The negative influence of fibres on the workability of conventional concrete is eliminated in TSC since the coarse aggregates and fibres are preplaced in the formwork and then injected with a flowable grout. This allows using fibre dosages beyond the practical levels typically adopted in conventionally mixed concrete. Therefore, the mechanical performance of two-stage steel fibre-reinforced concrete (TSSFRC) made with different dosages of steel fibres having various lengths was explored for the first time.

The high coarse aggregate content endows TSC with superior volume stability, making it an ideal contender for pavements and sidewalks, which typically suffer from shrinkage and thermal cracking. In this study, the preplaced material consists of recycled concrete aggregate and scarp tire rubber granules along with scrap tire steel wire fibres, while the grout uses high-volume fly ash. The performance of such a “green” TSC pavement construction technology was explored. Finally, the experimental results were used to create a database which was utilized for developing fuzzy logic (FL) models as a means of predicting the grout flowability (i.e. efflux time and spread flow) and the mechanical properties (i.e. compressive and tensile strength) of a variety of two-stage concrete (TSC) mixtures.

Results indicated that grouts made with water-to-binder ratio (w/b) = 0.45 can achieve the recommended grout flowability for successful TSC production. Moreover, TSC grout properties highly depended on the type and dosage of SCM used. The grout flowability was significantly enhanced as the FA dosage was increased, while the compressive strength was decreased. Partially replacing cement with 10% SF or 10% MK reduced the grout flowability and enhanced its compressive strength. Moreover, the binder composition has a great influence on the TSC mechanical properties. Empirical relationships between the properties of the grout and those of the corresponding TSC were proposed, offering a potential tool for estimating TSC properties based on primary grout properties.

Furthermore, the ease of using a high dosage of pre-placed fibres in TSSFRC allowed achieving exceptional engineering properties for the pre-placed aggregate concrete. Indeed, TSSFRC can easily be produced with 6% steel fibre dosage, which makes it an innovative option and a strong contender in many construction applications.

Fully immersed TSC specimens incorporating FA or MK in sodium sulfate solution exhibited high sulfate resistance. Surprisingly, TSC specimens incorporating SF deteriorated significantly due to thaumasite formation.
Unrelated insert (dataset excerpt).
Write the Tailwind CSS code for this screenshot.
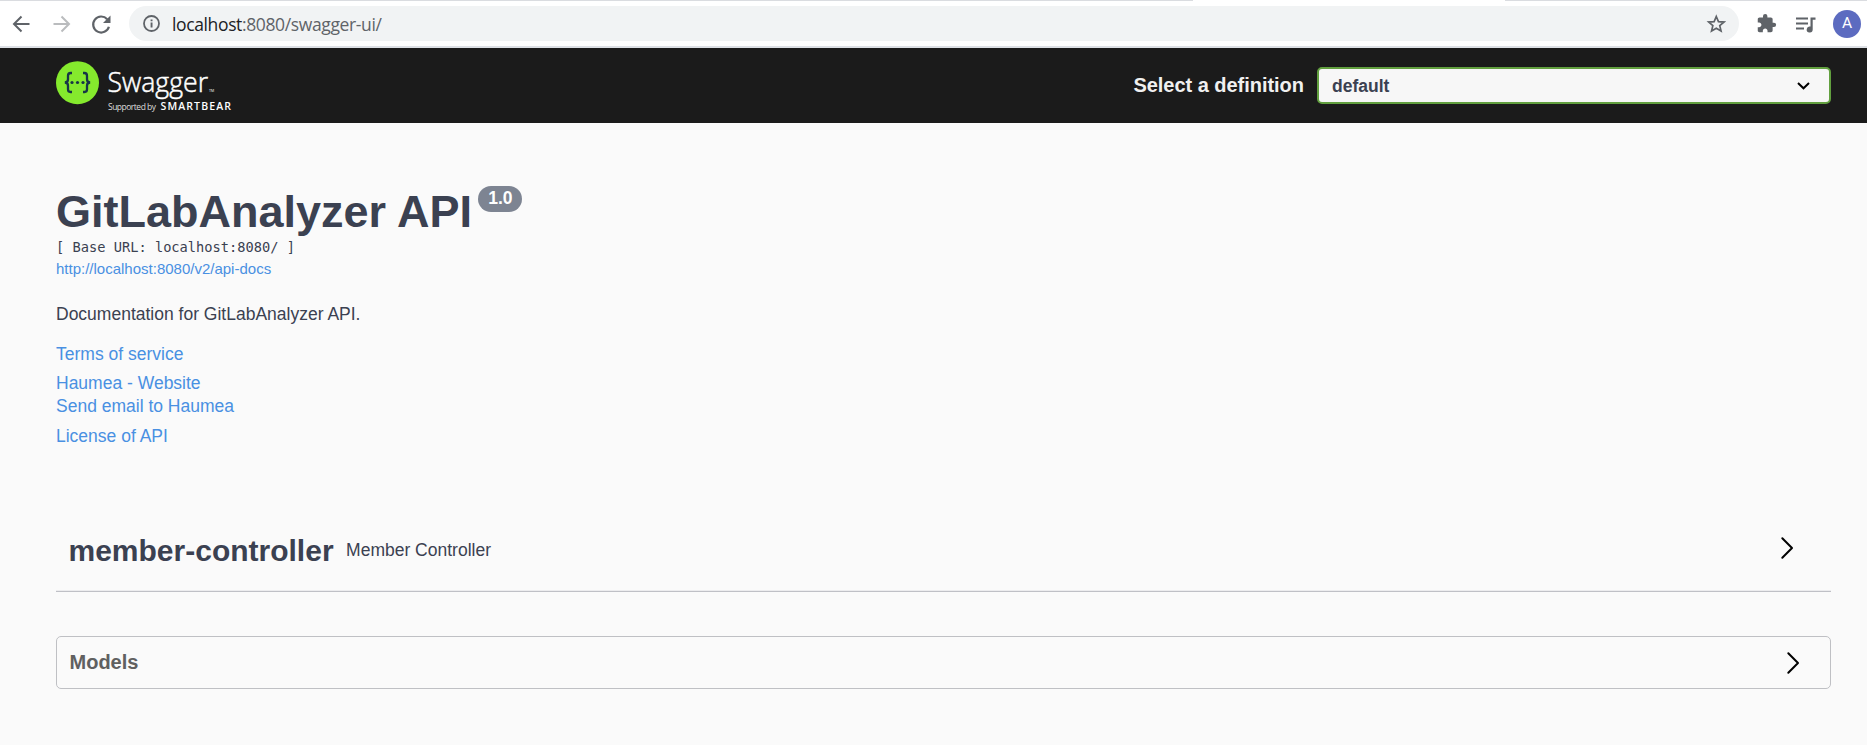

Under physical sulfate attack exposure, TSC specimens incorporating FA and/or SF incurred severe surface scaling at the evaporative front, while those made with MK exhibited high resistance to surface scaling.

A novel eco-efficient technology for the construction of pavements and sidewalks was proposed. The results demonstrate the feasibility of TSC eco-efficient technology to produce durable and cost-effective sidewalks and pavements, offering ease of placement and superior sustainability features. Finally, the performance of the developed FL models was evaluated using error and statistical analyses. The results indicate that the FL models can offer a flexible, adaptable and reasonably accurate tool for predicting the TSC grout flowability and mechanical properties.

The findings of this study should provide a leap forward in establishing the TSC technology as a strong contender in many construction applications. It contributes to taking the TSC from a basic technology to a more modern system that benefits from advancements in concrete technology through the use of SCMs, chemical admixtures and fibre reinforcement. In particular, in a new context that values sustainability and “green” construction technology, this study has proven TSC to be exceptional in its ability to use recycled materials without the drawbacks observed in normal concrete technology. These findings should contribute to enhancing the understanding of the TSC behaviour, paving the way for its wider implementation in today’s concrete industry.